• **Written exercise**:
Locate each line of the material that contains "page", then return it.

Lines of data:

'''

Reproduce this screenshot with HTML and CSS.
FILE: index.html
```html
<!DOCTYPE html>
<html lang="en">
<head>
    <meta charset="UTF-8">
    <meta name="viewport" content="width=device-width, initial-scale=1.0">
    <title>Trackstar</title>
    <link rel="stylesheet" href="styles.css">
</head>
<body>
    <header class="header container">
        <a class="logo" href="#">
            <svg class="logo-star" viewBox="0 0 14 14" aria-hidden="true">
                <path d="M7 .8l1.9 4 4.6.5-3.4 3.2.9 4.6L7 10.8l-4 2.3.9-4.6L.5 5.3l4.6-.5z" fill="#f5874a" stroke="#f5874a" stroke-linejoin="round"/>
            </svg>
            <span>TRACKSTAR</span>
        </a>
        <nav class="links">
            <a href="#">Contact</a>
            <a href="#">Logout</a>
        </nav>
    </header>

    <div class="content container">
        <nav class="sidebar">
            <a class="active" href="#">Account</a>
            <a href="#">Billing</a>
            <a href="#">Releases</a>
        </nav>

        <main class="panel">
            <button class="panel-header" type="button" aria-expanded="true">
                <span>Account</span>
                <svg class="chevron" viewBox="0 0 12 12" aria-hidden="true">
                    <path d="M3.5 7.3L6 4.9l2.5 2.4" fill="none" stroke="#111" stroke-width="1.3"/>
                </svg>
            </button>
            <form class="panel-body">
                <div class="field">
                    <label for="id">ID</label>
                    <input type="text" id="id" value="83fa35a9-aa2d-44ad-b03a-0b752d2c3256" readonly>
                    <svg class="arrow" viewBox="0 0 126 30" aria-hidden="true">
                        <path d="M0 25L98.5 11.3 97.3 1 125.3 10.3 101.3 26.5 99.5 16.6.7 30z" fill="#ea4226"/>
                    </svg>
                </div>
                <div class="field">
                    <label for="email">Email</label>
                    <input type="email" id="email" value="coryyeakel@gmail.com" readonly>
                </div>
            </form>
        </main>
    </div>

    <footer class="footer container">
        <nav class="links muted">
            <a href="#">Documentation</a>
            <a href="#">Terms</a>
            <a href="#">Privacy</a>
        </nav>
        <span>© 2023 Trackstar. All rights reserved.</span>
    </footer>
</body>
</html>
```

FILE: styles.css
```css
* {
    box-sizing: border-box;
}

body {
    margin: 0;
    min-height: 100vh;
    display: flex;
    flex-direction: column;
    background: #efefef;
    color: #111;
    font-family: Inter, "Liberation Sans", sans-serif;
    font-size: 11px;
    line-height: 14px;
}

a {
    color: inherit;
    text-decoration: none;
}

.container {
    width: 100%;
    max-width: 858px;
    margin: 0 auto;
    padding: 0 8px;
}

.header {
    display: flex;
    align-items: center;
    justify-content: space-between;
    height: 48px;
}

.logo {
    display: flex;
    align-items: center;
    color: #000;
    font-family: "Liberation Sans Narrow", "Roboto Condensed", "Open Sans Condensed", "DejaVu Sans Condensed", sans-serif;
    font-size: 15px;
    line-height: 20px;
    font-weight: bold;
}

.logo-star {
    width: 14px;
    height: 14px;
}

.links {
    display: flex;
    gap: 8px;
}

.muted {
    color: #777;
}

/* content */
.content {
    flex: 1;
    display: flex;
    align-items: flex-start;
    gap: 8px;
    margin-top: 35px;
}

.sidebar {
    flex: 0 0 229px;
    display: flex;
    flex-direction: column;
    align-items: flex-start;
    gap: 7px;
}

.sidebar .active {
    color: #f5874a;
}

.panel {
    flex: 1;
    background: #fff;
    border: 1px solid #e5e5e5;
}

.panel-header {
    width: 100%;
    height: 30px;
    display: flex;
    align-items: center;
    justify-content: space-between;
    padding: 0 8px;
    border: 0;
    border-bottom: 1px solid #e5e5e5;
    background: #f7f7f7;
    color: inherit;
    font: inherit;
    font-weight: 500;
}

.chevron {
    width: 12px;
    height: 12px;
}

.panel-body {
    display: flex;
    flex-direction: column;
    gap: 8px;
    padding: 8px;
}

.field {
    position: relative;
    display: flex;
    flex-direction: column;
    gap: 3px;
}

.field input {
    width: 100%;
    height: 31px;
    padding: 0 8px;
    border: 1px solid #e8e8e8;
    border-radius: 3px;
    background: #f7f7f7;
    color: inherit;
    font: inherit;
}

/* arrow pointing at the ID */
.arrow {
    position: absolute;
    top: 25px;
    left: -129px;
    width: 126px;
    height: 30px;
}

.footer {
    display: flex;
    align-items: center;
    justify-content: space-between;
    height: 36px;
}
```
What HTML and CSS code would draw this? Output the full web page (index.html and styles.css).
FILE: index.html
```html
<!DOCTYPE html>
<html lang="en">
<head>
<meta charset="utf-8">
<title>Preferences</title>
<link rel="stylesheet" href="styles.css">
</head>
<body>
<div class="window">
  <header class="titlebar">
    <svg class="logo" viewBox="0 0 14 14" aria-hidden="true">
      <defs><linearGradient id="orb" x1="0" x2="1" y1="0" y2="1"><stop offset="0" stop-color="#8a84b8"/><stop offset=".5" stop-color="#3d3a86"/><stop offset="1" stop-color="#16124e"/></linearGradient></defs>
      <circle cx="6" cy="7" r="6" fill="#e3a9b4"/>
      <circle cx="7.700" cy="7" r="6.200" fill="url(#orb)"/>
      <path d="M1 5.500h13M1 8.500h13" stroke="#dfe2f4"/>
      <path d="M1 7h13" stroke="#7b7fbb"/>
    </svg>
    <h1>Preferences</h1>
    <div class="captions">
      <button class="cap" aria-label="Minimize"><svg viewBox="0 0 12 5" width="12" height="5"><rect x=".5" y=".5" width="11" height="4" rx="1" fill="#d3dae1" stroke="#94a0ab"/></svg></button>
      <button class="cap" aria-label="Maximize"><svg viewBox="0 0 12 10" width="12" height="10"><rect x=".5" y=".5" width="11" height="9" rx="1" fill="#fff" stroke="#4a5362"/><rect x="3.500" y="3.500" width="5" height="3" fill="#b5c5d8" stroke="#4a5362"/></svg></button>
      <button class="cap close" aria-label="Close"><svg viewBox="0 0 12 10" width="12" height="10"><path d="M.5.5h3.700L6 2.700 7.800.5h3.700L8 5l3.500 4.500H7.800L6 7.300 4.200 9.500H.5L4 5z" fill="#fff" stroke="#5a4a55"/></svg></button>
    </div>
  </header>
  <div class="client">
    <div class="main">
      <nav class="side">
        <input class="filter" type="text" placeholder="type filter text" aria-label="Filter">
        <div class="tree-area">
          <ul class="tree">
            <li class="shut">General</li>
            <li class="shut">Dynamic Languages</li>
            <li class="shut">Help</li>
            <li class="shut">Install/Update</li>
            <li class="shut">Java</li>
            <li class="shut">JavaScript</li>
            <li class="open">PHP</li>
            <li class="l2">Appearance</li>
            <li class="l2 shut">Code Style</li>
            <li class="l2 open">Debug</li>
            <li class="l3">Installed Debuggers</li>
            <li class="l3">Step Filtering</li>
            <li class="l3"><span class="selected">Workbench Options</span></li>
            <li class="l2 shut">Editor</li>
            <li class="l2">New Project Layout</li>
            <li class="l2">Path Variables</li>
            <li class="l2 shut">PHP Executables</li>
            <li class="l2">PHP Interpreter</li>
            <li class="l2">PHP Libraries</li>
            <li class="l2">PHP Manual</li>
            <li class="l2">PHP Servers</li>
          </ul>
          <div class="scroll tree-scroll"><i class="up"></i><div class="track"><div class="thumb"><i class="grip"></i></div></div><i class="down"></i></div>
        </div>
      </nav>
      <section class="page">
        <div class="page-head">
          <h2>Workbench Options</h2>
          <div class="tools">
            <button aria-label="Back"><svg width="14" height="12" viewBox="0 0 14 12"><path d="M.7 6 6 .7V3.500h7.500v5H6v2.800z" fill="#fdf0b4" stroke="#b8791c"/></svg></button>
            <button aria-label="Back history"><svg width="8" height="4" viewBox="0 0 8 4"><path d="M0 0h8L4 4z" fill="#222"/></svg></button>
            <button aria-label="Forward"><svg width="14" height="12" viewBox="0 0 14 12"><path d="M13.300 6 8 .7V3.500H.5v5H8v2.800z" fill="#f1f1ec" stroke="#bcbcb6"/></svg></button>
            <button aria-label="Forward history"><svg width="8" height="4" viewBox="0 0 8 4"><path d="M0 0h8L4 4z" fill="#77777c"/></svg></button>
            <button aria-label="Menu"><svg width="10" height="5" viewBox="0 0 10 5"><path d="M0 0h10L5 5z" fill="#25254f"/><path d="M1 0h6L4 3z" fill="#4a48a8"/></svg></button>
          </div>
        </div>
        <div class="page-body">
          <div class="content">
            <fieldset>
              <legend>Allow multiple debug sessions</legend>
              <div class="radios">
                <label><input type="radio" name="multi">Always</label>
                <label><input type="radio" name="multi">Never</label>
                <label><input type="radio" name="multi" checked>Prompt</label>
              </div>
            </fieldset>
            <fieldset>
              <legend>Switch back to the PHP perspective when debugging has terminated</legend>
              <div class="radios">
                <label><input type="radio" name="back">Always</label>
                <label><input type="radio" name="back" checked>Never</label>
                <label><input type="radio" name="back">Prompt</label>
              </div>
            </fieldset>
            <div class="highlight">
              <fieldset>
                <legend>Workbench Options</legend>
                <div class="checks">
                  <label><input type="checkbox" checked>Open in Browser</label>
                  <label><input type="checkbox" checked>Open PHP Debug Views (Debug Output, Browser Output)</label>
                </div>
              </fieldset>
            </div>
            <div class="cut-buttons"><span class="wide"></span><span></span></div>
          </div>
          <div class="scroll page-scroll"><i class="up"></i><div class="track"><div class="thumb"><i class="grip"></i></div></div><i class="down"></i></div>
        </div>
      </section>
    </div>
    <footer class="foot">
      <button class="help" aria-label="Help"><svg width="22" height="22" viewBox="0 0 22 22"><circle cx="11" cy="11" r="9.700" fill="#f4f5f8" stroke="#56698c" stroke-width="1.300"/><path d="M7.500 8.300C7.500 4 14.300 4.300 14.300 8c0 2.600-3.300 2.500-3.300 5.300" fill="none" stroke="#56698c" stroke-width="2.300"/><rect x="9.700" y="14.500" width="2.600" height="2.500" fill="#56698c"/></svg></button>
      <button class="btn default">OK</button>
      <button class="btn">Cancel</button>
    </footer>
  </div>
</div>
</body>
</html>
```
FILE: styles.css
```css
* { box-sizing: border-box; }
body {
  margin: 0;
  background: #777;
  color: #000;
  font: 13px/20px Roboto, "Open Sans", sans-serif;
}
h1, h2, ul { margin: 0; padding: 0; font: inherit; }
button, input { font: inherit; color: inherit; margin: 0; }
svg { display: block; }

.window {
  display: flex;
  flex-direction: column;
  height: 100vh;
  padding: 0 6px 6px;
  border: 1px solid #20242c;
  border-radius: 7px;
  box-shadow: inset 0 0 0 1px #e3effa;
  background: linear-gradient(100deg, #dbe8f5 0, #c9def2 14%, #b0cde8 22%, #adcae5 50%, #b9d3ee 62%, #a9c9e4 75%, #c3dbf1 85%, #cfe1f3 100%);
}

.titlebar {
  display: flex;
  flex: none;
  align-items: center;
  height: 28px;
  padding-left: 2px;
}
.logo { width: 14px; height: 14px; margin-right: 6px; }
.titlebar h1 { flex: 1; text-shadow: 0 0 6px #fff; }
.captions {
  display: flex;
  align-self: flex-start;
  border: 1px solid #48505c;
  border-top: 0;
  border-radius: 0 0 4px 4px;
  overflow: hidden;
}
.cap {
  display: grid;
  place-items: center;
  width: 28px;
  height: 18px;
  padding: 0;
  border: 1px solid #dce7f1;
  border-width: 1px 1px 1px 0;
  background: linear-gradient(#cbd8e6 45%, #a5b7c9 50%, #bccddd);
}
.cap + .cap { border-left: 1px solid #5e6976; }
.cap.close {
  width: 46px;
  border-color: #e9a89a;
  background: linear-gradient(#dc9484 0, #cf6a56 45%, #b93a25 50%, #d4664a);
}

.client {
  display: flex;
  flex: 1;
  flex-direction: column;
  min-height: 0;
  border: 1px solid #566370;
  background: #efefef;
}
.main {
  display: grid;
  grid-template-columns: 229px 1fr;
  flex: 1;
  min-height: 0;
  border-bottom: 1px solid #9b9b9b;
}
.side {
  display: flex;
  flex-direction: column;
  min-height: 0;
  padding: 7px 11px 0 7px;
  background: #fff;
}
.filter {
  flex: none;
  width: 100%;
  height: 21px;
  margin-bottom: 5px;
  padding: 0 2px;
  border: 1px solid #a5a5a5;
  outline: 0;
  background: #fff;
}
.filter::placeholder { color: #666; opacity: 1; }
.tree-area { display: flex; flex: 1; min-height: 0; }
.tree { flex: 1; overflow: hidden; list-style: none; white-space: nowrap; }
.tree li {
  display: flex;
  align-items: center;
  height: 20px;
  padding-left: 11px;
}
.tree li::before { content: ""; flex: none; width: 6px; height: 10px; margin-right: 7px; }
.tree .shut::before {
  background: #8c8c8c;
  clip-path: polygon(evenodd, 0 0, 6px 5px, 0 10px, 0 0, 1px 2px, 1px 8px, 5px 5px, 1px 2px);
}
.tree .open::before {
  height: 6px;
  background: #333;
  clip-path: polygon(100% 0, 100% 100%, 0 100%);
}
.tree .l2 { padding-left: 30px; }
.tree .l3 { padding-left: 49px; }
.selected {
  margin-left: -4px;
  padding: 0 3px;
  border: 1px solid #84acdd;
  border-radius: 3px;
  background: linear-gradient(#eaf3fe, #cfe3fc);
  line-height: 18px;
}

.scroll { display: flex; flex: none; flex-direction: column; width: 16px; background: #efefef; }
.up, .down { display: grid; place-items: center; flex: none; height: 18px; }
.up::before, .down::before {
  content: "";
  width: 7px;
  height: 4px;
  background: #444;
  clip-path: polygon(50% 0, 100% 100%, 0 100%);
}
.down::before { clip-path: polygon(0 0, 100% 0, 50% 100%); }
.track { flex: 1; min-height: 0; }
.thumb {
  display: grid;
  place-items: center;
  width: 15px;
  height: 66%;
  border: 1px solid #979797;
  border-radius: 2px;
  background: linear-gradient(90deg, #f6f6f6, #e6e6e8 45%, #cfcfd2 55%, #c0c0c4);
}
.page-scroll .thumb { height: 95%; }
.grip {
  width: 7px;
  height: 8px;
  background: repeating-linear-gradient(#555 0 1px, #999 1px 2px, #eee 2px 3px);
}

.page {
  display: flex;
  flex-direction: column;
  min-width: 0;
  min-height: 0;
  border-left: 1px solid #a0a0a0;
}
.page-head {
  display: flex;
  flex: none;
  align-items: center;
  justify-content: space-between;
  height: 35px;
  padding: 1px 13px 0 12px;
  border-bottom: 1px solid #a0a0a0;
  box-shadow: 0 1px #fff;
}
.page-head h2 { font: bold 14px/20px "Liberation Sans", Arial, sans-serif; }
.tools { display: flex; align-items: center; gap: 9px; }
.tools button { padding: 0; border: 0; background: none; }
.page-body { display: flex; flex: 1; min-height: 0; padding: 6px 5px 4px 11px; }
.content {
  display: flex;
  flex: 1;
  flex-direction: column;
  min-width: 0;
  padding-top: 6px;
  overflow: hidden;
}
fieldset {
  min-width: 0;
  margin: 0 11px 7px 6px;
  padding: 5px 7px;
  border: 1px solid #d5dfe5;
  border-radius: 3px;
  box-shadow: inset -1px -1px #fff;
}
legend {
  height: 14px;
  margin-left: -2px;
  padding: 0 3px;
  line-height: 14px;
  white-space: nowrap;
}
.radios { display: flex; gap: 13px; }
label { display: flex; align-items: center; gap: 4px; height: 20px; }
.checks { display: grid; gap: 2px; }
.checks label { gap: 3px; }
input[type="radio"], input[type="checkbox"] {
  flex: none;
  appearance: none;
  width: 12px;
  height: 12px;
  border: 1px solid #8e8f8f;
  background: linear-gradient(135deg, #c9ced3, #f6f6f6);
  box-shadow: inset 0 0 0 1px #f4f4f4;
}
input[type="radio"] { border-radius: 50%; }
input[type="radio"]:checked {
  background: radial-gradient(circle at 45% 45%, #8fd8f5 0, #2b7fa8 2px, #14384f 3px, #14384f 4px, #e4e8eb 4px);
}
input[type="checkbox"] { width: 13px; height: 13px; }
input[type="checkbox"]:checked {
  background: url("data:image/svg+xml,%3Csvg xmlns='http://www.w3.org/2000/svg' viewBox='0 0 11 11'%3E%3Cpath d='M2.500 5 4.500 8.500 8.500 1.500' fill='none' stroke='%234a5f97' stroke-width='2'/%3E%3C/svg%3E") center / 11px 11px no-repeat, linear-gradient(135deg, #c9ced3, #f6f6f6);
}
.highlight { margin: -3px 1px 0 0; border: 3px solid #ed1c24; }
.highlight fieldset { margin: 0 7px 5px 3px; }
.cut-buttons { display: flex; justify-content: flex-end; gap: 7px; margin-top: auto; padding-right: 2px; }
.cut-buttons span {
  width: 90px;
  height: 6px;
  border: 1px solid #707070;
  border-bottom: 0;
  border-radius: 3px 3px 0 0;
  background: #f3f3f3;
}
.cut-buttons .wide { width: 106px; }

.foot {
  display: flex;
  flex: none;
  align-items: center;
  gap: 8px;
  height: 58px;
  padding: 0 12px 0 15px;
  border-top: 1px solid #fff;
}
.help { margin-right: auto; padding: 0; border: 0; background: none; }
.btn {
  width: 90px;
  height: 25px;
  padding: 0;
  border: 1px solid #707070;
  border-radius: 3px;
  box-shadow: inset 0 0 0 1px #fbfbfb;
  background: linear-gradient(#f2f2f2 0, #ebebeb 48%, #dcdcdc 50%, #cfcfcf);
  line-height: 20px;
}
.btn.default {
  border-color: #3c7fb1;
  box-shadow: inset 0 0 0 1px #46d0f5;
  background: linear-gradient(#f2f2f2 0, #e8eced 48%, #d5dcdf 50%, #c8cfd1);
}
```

'''

• **Exercise solution**:
What HTML and CSS code would draw this? Output the full web page (index.html and styles.css).
      <section class="page">
        <div class="page-head">
        <div class="page-body">
          <div class="scroll page-scroll"><i class="up"></i><div class="track"><div class="thumb"><i class="grip"></i></div></div><i class="down"></i></div>
.page-scroll .thumb { height: 95%; }
.page {
.page-head {
.page-head h2 { font: bold 14px/20px "Liberation Sans", Arial, sans-serif; }
.page-body { display: flex; flex: 1; min-height: 0; padding: 6px 5px 4px 11px; }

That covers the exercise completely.